Meditation is the art of abiding in Turiya while awake, being aware of awareness.

Integration in Daily Life

The test of meditation is not how long one can sit but how one lives. The awakened mind functions in the world without being of it. Work, relationships, and challenges become extensions of awareness.

The Bhagavad Gita calls this karma yoga, action born of inner stillness. When desire and fear no longer dictate behavior, every act becomes sacred.

Thus, meditation is not withdrawal but participation from freedom. One works, loves, and serves without bondage.

Modern Relevance

In an age of overstimulation, meditation offers not escapism but clarity. It trains attention, deepens empathy, and restores connection with the present. Yet its deepest gift remains timeless, the discovery that consciousness is not a product of the brain but its source.

When this is seen, the fear of death diminishes. The body may perish, thoughts may change, but awareness, the witness remains untouched.
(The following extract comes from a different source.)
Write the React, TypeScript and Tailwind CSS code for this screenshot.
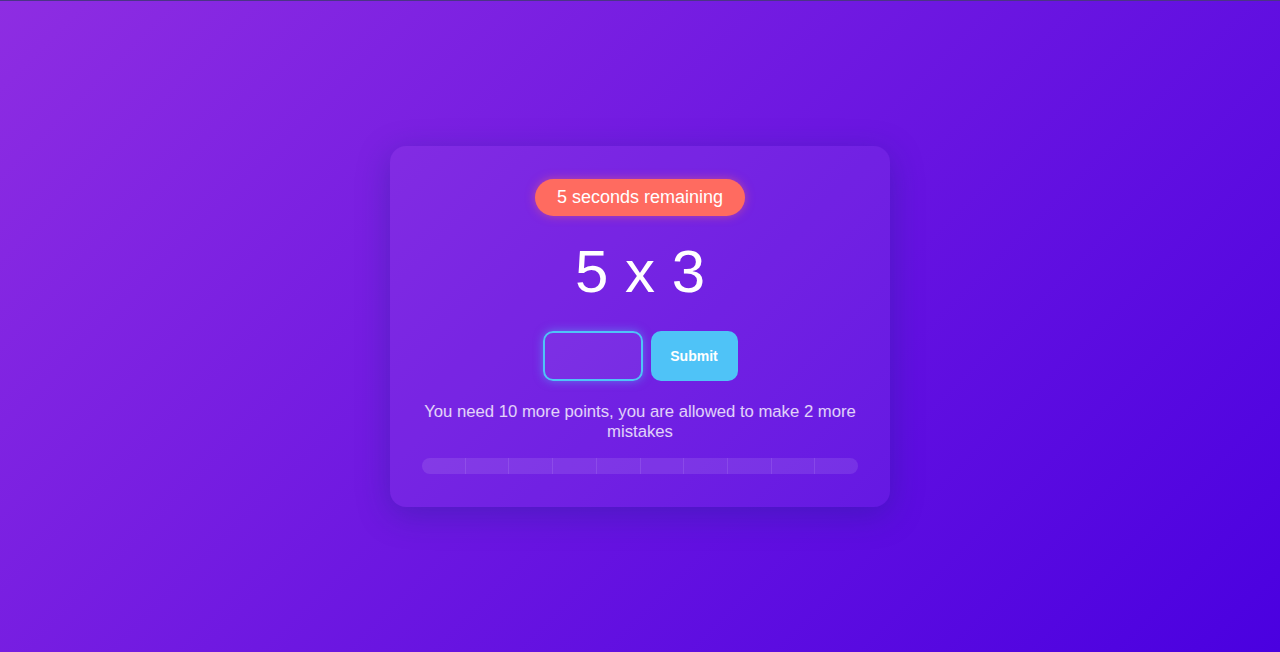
const segments = Array.from({ length: 10 });

export default function App() {
  return (
    <div className="min-h-screen flex items-center justify-center border-t border-[#4b3486] bg-[linear-gradient(135deg,#8e2de2_0%,#4a00e0_100%)] font-['Liberation_Sans',Arial,sans-serif]">
      <div className="w-[500px] rounded-2xl bg-white/5 px-8 py-[33px] shadow-[0_8px_32px_rgba(31,38,135,0.37)] flex flex-col items-center">
        <div className="rounded-full bg-[#ff6b60] px-[22px] py-[7px] text-lg leading-[23px] text-white shadow-[0_0_10px_rgba(255,107,96,0.5)]">
          5 seconds remaining
        </div>
        <div className="mt-[21px] text-[60px] leading-[69px] text-white">5 x 3</div>
        <div className="mt-[25px] flex gap-2">
          <input
            type="text"
            className="h-[50px] w-[100px] rounded-[10px] border-2 border-[#4fc3f7] bg-white/5 text-center text-xl text-white outline-none shadow-[0_0_10px_rgba(79,195,247,0.5)]"
          />
          <button className="h-[50px] w-[87px] rounded-[10px] bg-[#4fc3f7] text-sm font-bold text-white">
            Submit
          </button>
        </div>
        <p className="mt-[21px] text-center text-[16.7px] leading-[20px] text-white/80">
          You need 10 more points, you are allowed to make 2 more mistakes
        </p>
        <div className="mt-4 flex h-4 w-full overflow-hidden rounded-full bg-white/10">
          {segments.map((_, i) => (
            <div key={i} className="flex-1 border-r border-white/10 last:border-r-0" />
          ))}
        </div>
      </div>
    </div>
  );
}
This insight, once theoretical, becomes living truth.

The End of Seeking

Every practice, however noble, is a means. Eventually, the seeker realizes that even the desire to meditate is another movement of the mind. The final step is surrender, allowing awareness to rest in itself.

As the Ashtavakra Gita says:

“You are not the doer nor the enjoyer. You are pure awareness, the witness of all.”

At that point, meditation is no longer something one does; it is what one is.

Closing Reflection

The journey within is not about acquiring peace but remembering it. The treasure was never lost; only attention wandered.

Indian philosophy sees meditation not as religion but as exploration, the rediscovery of the self that was always free. Beneath the layers of thought, memory, and identity lies the same consciousness that animates every being.

To touch it, even for a moment, is to glimpse what the sages called Sat-Chit-Ananda, existence, consciousness, bliss.

That glimpse changes everything. The world remains as it is, but the lens clears. The seeker stops seeking. Awareness, having looked for itself, smiles and rests.